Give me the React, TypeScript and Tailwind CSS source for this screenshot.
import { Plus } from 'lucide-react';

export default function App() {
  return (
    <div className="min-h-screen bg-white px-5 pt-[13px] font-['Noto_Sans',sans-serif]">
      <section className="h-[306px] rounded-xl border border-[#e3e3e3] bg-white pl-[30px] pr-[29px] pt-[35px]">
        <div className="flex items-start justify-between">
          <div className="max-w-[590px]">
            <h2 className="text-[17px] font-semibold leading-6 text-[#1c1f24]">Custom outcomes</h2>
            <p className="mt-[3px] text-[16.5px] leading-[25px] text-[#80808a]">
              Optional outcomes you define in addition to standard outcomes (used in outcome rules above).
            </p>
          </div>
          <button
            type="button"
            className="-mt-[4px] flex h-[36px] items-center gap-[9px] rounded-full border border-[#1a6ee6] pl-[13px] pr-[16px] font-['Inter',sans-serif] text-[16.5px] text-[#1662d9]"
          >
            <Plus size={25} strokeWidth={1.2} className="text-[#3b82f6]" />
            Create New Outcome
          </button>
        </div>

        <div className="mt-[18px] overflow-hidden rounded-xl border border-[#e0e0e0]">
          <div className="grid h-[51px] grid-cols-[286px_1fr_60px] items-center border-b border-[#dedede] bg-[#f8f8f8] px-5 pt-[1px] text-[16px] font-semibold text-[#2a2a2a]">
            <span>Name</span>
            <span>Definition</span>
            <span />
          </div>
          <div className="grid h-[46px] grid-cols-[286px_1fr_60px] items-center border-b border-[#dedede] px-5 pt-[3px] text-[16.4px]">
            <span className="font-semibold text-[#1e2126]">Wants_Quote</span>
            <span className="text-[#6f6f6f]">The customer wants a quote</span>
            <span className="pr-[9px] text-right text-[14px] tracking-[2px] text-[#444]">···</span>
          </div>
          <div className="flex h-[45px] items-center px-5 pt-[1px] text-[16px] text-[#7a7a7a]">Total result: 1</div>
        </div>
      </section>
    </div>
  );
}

━━━━━━━━

All of the data must be returned exactly.

Give me the React, TypeScript and Tailwind CSS source for this screenshot.
import { Plus } from 'lucide-react';

export default function App() {
  return (
    <div className="min-h-screen bg-white px-5 pt-[13px] font-['Noto_Sans',sans-serif]">
      <section className="h-[306px] rounded-xl border border-[#e3e3e3] bg-white pl-[30px] pr-[29px] pt-[35px]">
        <div className="flex items-start justify-between">
          <div className="max-w-[590px]">
            <h2 className="text-[17px] font-semibold leading-6 text-[#1c1f24]">Custom outcomes</h2>
            <p className="mt-[3px] text-[16.5px] leading-[25px] text-[#80808a]">
              Optional outcomes you define in addition to standard outcomes (used in outcome rules above).
            </p>
          </div>
          <button
            type="button"
            className="-mt-[4px] flex h-[36px] items-center gap-[9px] rounded-full border border-[#1a6ee6] pl-[13px] pr-[16px] font-['Inter',sans-serif] text-[16.5px] text-[#1662d9]"
          >
            <Plus size={25} strokeWidth={1.2} className="text-[#3b82f6]" />
            Create New Outcome
          </button>
        </div>

        <div className="mt-[18px] overflow-hidden rounded-xl border border-[#e0e0e0]">
          <div className="grid h-[51px] grid-cols-[286px_1fr_60px] items-center border-b border-[#dedede] bg-[#f8f8f8] px-5 pt-[1px] text-[16px] font-semibold text-[#2a2a2a]">
            <span>Name</span>
            <span>Definition</span>
            <span />
          </div>
          <div className="grid h-[46px] grid-cols-[286px_1fr_60px] items-center border-b border-[#dedede] px-5 pt-[3px] text-[16.4px]">
            <span className="font-semibold text-[#1e2126]">Wants_Quote</span>
            <span className="text-[#6f6f6f]">The customer wants a quote</span>
            <span className="pr-[9px] text-right text-[14px] tracking-[2px] text-[#444]">···</span>
          </div>
          <div className="flex h-[45px] items-center px-5 pt-[1px] text-[16px] text-[#7a7a7a]">Total result: 1</div>
        </div>
      </section>
    </div>
  );
}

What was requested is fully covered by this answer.